EXCERPT: (Brian Kahn): . . . Wednesday night’s Democratic presidential debates revealed many things, but I want to focus on what was easily the most chilling moment of last night: Andrew Yang talking about climate change. In 30 seconds, Yang offered a mix of ill-informed defeatism about our ability to thwart the worst effects of a changing climate and an ill-conceived adaptation plan that would require individuals to do the heavy lifting that only a government can. Add in his climate plan explicitly calls for geoengineering, and it’s clear Andrew Yang isn’t just bad at climate politics. He has the most dangerous ideas about climate in the entire Democratic field.

[...] Yang’s response started off mostly fine, as he talked about how the planet has been exceedingly hot and that the heat waves we’ve seen this summer are part of the trend of more extreme weather. He also correctly noted the U.S. is responsible for only a portion of global emissions—that even if we stopped emitting carbon pollution today, the climate would still continue to change for centuries in response to past emissions.
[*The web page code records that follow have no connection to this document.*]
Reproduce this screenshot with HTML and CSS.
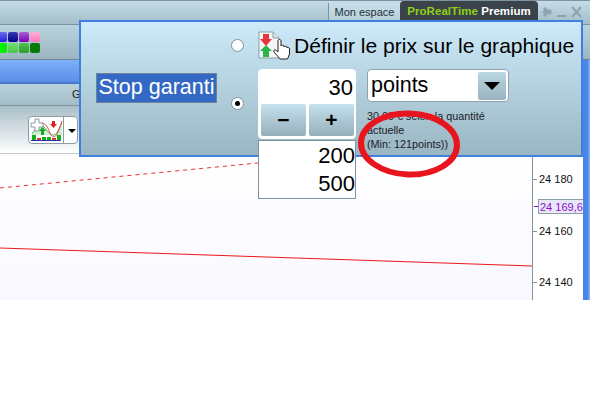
FILE: index.html
```html
<!DOCTYPE html>
<html lang="fr">
<head>
<meta charset="utf-8">
<title>Stop garanti</title>
<link rel="stylesheet" href="styles.css">
</head>
<body>
<div class="app">
  <header class="topbar">
    <div class="tabs">
      <span class="tab-light">Mon espace</span>
      <span class="tab-dark"><b class="green">ProRealTime</b> <b>Premium</b></span>
      <svg class="winicons" width="46" height="14" viewBox="0 0 46 14">
        <path d="M3 7h3M6 3h2v8H6zM8 5h5v4H8z" fill="#8fa3ad" stroke="#8fa3ad"/>
        <path d="M19 11h9" stroke="#8fa3ad" stroke-width="2"/>
        <path d="M34 2l9 10M43 2l-9 10" stroke="#8fa3ad" stroke-width="2"/>
      </svg>
    </div>
  </header>
  <div class="palette">
    <div class="swatches">
      <i class="sw s1"></i><i class="sw s2"></i><i class="sw s3"></i><i class="sw s4"></i>
      <i class="sw s5"></i><i class="sw s6"></i><i class="sw s7"></i><i class="sw s8"></i>
    </div>
  </div>
  <div class="bluebar"></div>
  <div class="menurow"><span>G</span></div>
  <div class="toolrow">
    <div class="toolbtn">
      <svg width="34" height="26" viewBox="0 0 34 26">
        <path d="M3 17C8 9 11 6 15 10s6 9 10 8 5-8 8-12v12H3z" fill="#d4ecd0"/>
        <path d="M3 17C8 9 11 6 15 10s6 9 10 8 5-8 8-12" fill="none" stroke="#4cb85a"/>
        <path d="M12 6c5 0 7 5 9 10s5 5 7 1 3-7 5-13" fill="none" stroke="#d84a4a"/>
        <path d="M6 2h4v4h4v4h-4v4H6v-4H2V6h4z" fill="#fff" stroke="#8a9aa3"/>
        <path d="M12 18v-4h-2l3.500-4 3.500 4h-2v4z" fill="#12a82a"/>
        <path d="M23 4v3h-2l3.500 4 3.500-4h-2V4z" fill="#e02020"/>
        <path d="M3 18h4v5H3zM13 20h4v3h-4zM18 20h4v3h-4zM28 18h4v5h-4z" fill="#12b012"/>
        <path d="M8 21h4v2H8zM23 21h4v2h-4z" fill="#d83a3a"/>
        <path d="M2 23.500h30" stroke="#2030c0"/>
      </svg>
      <span class="toolcaret"></span>
    </div>
  </div>
  <main class="chart">
    <svg class="lines" width="532" height="146" viewBox="0 0 532 146">
      <path d="M0 34L258 9" stroke="#f03030" stroke-dasharray="4 4" fill="none"/>
      <path d="M0 94L532 112" stroke="#f01818" fill="none"/>
    </svg>
    <div class="axis">
      <span class="price p1">24 180</span>
      <span class="price current">24 169,6</span>
      <span class="price p3">24 160</span>
      <span class="price p4">24 140</span>
    </div>
  </main>
  <div class="edge"></div>
</div>

<section class="panel">
  <div class="label-col"><span class="selected">Stop garanti</span></div>
  <div class="options">
    <div class="opt-top">
      <span class="radio"></span>
      <svg class="hand" width="34" height="30" viewBox="0 0 34 30">
        <path d="M1 1h14l6 6v20H1z" fill="#f4f6f6" stroke="#8c9ca5"/>
        <path d="M15 1v6h6" fill="#dfe6e8" stroke="#8c9ca5"/>
        <path d="M5 3h6v5h3l-6 7-6-7h3z" fill="#e8343c"/>
        <path d="M8 14l6 6h-3v6H5v-6H2z" fill="#2cb34a"/>
        <path d="M22 28l-6-7c-1-2 1-3 3-1l1 1V10c0-2 3-2 3 0v5c0-1 3-1 3 0v1c0-1 3-1 3 0v1c0-1 2.500-1 2.500 1v5l-2 5z" fill="#fff" stroke="#222"/>
      </svg>
      <span class="opt-text">Définir le prix sur le graphique</span>
    </div>
    <div class="opt-main">
      <span class="radio on"></span>
      <div class="spinner">
        <div class="value">30</div>
        <div class="steps">
          <button class="step">−</button>
          <button class="step">+</button>
        </div>
        <div class="list">
          <div>200</div>
          <div>500</div>
        </div>
      </div>
      <div class="unit">
        <div class="select"><span>points</span><span class="arrowbtn"></span></div>
        <p class="hint">30,00 € selon la quantité actuelle<br>(Min: 121points))</p>
      </div>
    </div>
  </div>
</section>

<svg class="circle" width="110" height="76" viewBox="0 0 110 76">
  <ellipse cx="55" cy="38" rx="48" ry="30.500" fill="none" stroke="#e8141e" stroke-width="6" transform="rotate(2 55 38)"/>
</svg>
</body>
</html>
```
FILE: styles.css
```css
* { box-sizing: border-box; }
html, body { margin: 0; padding: 0; background: #fff; }
body { position: relative; width: 590px; height: 410px; overflow: hidden; font-family: "Liberation Sans", Arial, sans-serif; }

.app { position: relative; width: 590px; height: 300px; display: flex; flex-direction: column; overflow: hidden; }

.topbar { height: 25px; flex: none; background: linear-gradient(#c4dde8, #a3bcc7); border-top: 1px solid #7d939e; border-bottom: 1px solid #7d939e; }
.tabs { display: flex; justify-content: flex-end; align-items: flex-start; height: 100%; padding-right: 6px; }
.tab-light { width: 72px; height: 19px; margin-top: 2px; border-left: 1px solid #7d939e; background: linear-gradient(#c9e0ea, #b3cdd8); font-size: 11px; line-height: 19px; color: #243038; text-align: center; white-space: nowrap; }
.tab-dark { width: 138px; height: 20px; background: #3a424a; border-radius: 4px 4px 0 0; color: #fff; font-size: 11.5px; line-height: 21px; text-align: center; white-space: nowrap; letter-spacing: 0.05px; }
.green { color: #8fd018; }
.winicons { margin-top: 4px; flex: none; }

.palette { height: 35px; flex: none; background: linear-gradient(#b9d4df, #9cb5c0); border-bottom: 1px solid #6e8794; padding-top: 7px; }
.swatches { display: grid; grid-template-columns: repeat(4, 10px); gap: 1px; margin-left: -3px; }
.sw { display: block; height: 10px; border-radius: 2px; }
.s1 { background: linear-gradient(#6a6af0, #2222dd); }
.s2 { background: linear-gradient(#3a3ab0, #000090); }
.s3 { background: linear-gradient(#a860d0, #7a00b8); }
.s4 { background: linear-gradient(#ffb0d8, #ff78b8); }
.s5 { background: #00f000; }
.s6 { background: linear-gradient(#70e070, #48c848); }
.s7 { background: linear-gradient(#50c050, #28a028); }
.s8 { background: #087a08; }

.bluebar { height: 24px; flex: none; background: linear-gradient(#7fb0fa, #5a8ee8); border-bottom: 2px solid #4a78c8; }
.menurow { height: 22px; flex: none; background: linear-gradient(#b8d2dc, #a4bcc7); border-bottom: 1px solid #7d939e; padding-left: 72px; font-size: 11px; line-height: 20px; color: #222; }

.toolrow { height: 48px; flex: none; background: linear-gradient(#a9bec8, #fff); padding: 10px 0 0 28px; border-bottom: 1px solid #c0ccd2; }
.toolbtn { display: flex; width: 50px; height: 28px; border: 1px solid #8a9ca6; border-radius: 4px; background: #fff; }
.toolbtn svg { flex: none; }
.toolcaret { flex: 1; border-left: 1px solid #8a9ca6; position: relative; }
.toolcaret::after { content: ""; position: absolute; left: 4px; top: 12px; border: 4px solid transparent; border-top: 4px solid #000; border-bottom: 0; }

.chart { flex: 1; display: flex; background: linear-gradient(#fff, #f8f8ff); }
.lines { flex: none; display: block; }
.axis { width: 51px; flex: none; border-left: 1px solid #7d939e; background: #fff; position: relative; }
.edge { position: absolute; right: 0; top: 60px; bottom: 0; width: 7px; background: linear-gradient(90deg, #4a86e8 60%, #8ab8f8); }
.price { position: absolute; left: 6px; font-size: 11px; line-height: 13px; color: #111; white-space: nowrap; }
.price::before { content: ""; position: absolute; left: -6px; top: 6px; width: 4px; height: 1px; background: #7d939e; }
.p1 { top: 19px; }
.p3 { top: 71px; }
.p4 { top: 122px; }
.current { top: 45px; left: 5px; padding: 0 1px; height: 15px; line-height: 14px; width: 46px; background: #e8e8f8; border: 1px solid #8a9ca6; color: #8a10c8; }
.current::before { left: -5px; background: #8a10c8; }

.panel { position: absolute; left: 79px; top: 20px; width: 504px; height: 137px; display: flex; border: 2px solid #3f7fe0; background: linear-gradient(#cdeafa, #9ab6c2); }
.label-col { width: 136px; flex: none; padding: 51px 0 0 15px; }
.selected { display: block; width: 121px; height: 30px; background: #3369c4; border: 1px solid #6c8494; color: #fff; font-size: 21.500px; line-height: 26px; text-align: center; white-space: nowrap; }

.options { flex: 1; display: flex; flex-direction: column; }
.opt-top { display: flex; align-items: center; height: 47px; }
.radio { display: block; flex: none; width: 13px; height: 13px; border-radius: 50%; background: #fff; border: 1px solid #7d939e; position: relative; margin-left: 14px; }
.radio.on::after { content: ""; position: absolute; left: 3px; top: 3px; width: 5px; height: 5px; border-radius: 50%; background: #000; }
.hand { flex: none; margin-left: 14px; }
.opt-text { font-size: 21.100px; margin-left: 2px; color: #000; white-space: nowrap; }

.opt-main { display: flex; align-items: flex-start; }
.opt-main .radio { margin-top: 28px; }
.spinner { width: 98px; height: 70px; margin-left: 14px; background: #fff; border: 1px solid #fff; border-radius: 4px; position: relative; flex: none; }
.value { height: 34px; font-size: 22px; line-height: 36px; text-align: right; padding-right: 2px; color: #000; }
.steps { display: flex; gap: 3px; padding: 0 1px 0 2px; }
.step { flex: 1; height: 32px; padding: 0; border: 0; border-radius: 2px; background: linear-gradient(#c4e1ee, #96b0bb); font: bold 21px "Liberation Sans", Arial, sans-serif; color: #000; }
.list { position: absolute; left: -1px; top: 70px; width: 98px; height: 59px; background: #fff; border: 1px solid #7d939e; text-align: right; font-size: 22px; line-height: 28px; padding-top: 1px; color: #000; }

.unit { width: 142px; margin-left: 11px; flex: none; }
.select { height: 33px; background: #fff; border: 1px solid #8da3ae; border-radius: 4px; display: flex; align-items: center; justify-content: space-between; padding: 0 2px 0 3px; font-size: 21.500px; color: #000; }
.arrowbtn { width: 28px; height: 28px; border-radius: 2px; background: linear-gradient(#b9d6e2, #9ab4bf); position: relative; }
.arrowbtn::after { content: ""; position: absolute; left: 6px; top: 10px; border: 8px solid transparent; border-top: 8px solid #000; border-bottom: 0; }
.hint { margin: 7px 0 0 0; font-size: 10.800px; line-height: 14px; color: #1a1a2a; width: 130px; }

.circle { position: absolute; left: 354px; top: 105.500px; }
```
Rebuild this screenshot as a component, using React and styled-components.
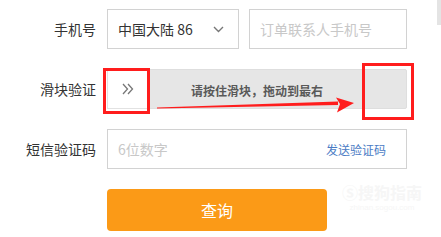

All this is based on good, sound science. And the takeaway to me is the U.S. needs to assume the mantle of global climate leadership and embark on a ... mobilization of technology, research, and human capital to avert catastrophic climate change. Instead, we get this conclusion from Yang: "This is going to be a tough truth, but we are too late. We are 10 years too late.”

“We are 10 years too late” is the absolute shittiest climate messaging I could imagine a presidential candidate using. Yes, it’s even worse than Donald Trump’s braindead climate denial, which is transparently stupid as opposed to Yang’s veneer of science-backed wisdom. But the real issue is, it’s also breathtakingly, dangerously wrong.

[...] Yang continued: “We need to do everything we can to start moving the climate in the right direction, but we also need to start moving our people to higher ground.”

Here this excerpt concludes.